Several factors make anomaly detection in high dimensional big data (HDBD) a challenging task: learning HDBD distributions, the boundary between normal and abnormal behavior is sometimes vague, many scenarios exhibit data that evolve in time which means that what is currently considered as a normal behavior might be abnormal in future and vice versa and there is a need to employ many different domain experts. This may cause high false alarms rate. In this proposal, we focus on an automatic and unsupervised anomaly detection in an unstructured HDBD that do not necessitate domain expertise, signatures, rules, patterns or semantics understanding of the features and propose several new methodologies for anomaly detection for protecting critical infrastructures. Anomalies can originate from either a cyber-attack/threat or operational malfunction, or both. The proposal shows that those can be detected simultaneously even though the data sources leveraged for each case can be entirely distinct. We also show that cyber threat and operational malfunction are converging into a single detection paradigm.

Why there is a problem: The basic approach in securing critical infrastructures in the past 45 years, classified as "walls and gates", has failed.

The primary goal of this proposal is to develop methodologies (theories, algorithms, software and systems) to detect anomalies in an unstructured HDBD, which can be the underlying signs of malware, zero day attacks or operational malfunctions (or both), that can impact critical infrastructure. This will be accomplished from our understanding massive amounts of data by designing unsupervised learning algorithms, that “understand/quantify” and model complex topics/contexts that extract critical intelligence from data to uncover unprecedented unknown unknowns (anomalies = threats, operational malfunction, trends). This proposal can be considered as part of the Industrial Internet initiative, which is a subset of Internet of Things. HDBD can be described by hundreds or even thousands of parameters (features). Anomaly detection identifies patterns in a given HDBD that do not conform to an established/expected normal behavior baseline. The detected patterns, which deviate from normality, are called "anomalies".

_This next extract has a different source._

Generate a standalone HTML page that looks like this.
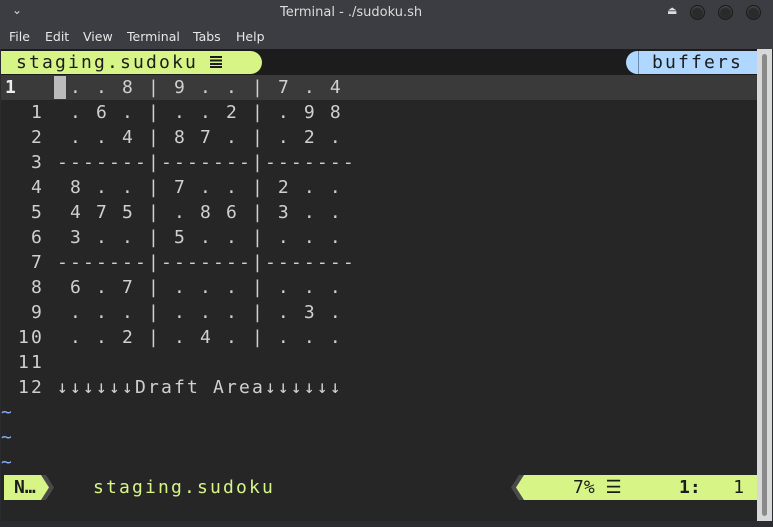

We propose a methodology blending tools from multidisciplinary approaches such as applied and computational harmonic analysis, stochastic processing (random walk, Brownian motion), randomized algorithms, differential geometry, classical analysis, geometric measure theory, manifold learning, low rank matrix decomposition, spectral graphs, kernel methods and dictionary constructions that are versatile to process efficiently HDBD. The goal is to turn data into quantitative knowledge. The availability of massive data is a huge opportunity for us since we can understand, process, manipulate and extract actionable intelligence from it.

The proposed algorithms are generic and the same core underlying infrastructure can be used to perform a general anomaly detection for various tasks such as performance monitoring and analysis, unified threat manager for network health, smart phone protection, risk management in diverse financial transactions, fraud detection, prediction and tracking of emerging problems and problem avoidance.

The research builds upon our First Generation anomaly detection methodologies, which were developed in the last 7 years, have used diffusion geometry of HDBD for manifold learning to detect cyber based anomalies in structured HDBD, and published in 26 papers.